Architects Diamond and Schmitt said the unique features of the site, a former river bed, coupled with the LEED Platinum mandate, meant that the new building’s structural system “necessarily” had to revolve around steel. The lightest-weight structure that could be built, integrating mechanical and architectural systems, was a steel-framed building supporting precast concrete floor slabs.
In addition, it was determined that the only foundation system that could be installed in close proximity to the existing heritage buildings on the Evergreen Commons site and also extend through poor quality soils was steel micropiles. In order to be economically feasible, steel micropiles need to support as light a structure as possible.
The team included structural engineers Halsall Associates, contractor Eastern Construction Co. Ltd. and steel detailer and fabricator Norak Steel Construction Ltd.
In the projects constructed outside of Ontario category, the winner was The Bow, Calgary’s first steel skyscraper and its tallest building. The iconic, 58-storey tower features a crescent-shaped, inversely curved form. The project also incorporates the first use of a triangular, diagonal grid (diagrid) system in a curved building design in North America.

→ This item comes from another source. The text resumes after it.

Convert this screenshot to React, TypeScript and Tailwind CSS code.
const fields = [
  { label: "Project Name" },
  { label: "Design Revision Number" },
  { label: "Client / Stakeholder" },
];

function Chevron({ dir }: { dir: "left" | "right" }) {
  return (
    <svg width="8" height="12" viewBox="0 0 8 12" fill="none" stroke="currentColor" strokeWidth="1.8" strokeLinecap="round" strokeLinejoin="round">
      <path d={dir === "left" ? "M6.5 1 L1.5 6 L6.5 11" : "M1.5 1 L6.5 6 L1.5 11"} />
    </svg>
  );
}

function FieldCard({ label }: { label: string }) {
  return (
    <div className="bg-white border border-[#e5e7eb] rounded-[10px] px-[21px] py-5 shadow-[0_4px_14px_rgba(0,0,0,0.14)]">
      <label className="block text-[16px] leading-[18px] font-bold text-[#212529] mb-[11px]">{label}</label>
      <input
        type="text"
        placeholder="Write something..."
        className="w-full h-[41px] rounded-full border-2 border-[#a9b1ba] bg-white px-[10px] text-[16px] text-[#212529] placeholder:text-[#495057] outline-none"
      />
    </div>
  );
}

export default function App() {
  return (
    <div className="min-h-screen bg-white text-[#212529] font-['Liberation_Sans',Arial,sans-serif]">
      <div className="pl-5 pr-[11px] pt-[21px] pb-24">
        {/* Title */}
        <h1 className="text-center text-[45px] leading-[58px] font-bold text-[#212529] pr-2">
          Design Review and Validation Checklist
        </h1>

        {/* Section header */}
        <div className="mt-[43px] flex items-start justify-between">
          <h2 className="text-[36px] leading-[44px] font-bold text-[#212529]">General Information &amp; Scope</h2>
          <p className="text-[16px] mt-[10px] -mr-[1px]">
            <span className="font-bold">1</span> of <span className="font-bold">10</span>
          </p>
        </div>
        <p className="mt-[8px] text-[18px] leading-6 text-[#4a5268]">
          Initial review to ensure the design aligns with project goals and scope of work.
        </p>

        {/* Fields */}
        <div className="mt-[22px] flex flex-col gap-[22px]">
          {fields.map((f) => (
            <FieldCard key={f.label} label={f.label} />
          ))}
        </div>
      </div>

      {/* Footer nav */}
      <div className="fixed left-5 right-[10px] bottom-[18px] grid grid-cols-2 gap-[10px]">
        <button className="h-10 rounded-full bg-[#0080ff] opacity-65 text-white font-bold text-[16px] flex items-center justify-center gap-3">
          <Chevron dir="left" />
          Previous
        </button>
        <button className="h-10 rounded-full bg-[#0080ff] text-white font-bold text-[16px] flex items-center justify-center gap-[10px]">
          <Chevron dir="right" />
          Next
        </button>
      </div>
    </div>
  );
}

Visually, the diagrid pattern is repeated on the building’s exterior every six storeys. Structural engineers Halcrow Yolles said this provides “superior structural efficiency while significantly reducing the overall steel weight as well as the number and size of interior columns.”
The team included architects Foster + Partners in collaboration with Zeidler Partnership Architects, contractor Ledcor Construction Ltd. and steel detailer, erector and fabricator Walters Group in joint venture with Supreme Steel.
In addition, awards of merit were presented to two projects:
•The Li Ka Shing Knowledge Institute at St. Michael’s Hospital in Toronto. (Architectural). A “wishbone” steel staircase with simple wood treads links floors 2 to 8 in the nine-storey building. The team included architects Diamond and Schmitt, structural engineers exp Services Inc., contractor Eastern Construction Co. Ltd. and steel detailer, erector and fabricator C_ore Metal.
• Chukuni River bridge replacement in northwestern Ontario. (Engineering). The new 84-metre-long, single-span, steel girder bridge is the longest such structure in the provincial highway system. The team included structural engineers McCormick Rankin Corp., Bruno’s Contracting (Thunder Bay Ltd.) and steel detailer and fabricator Capitol Welding Corp.
The awards will next be presented in 2013.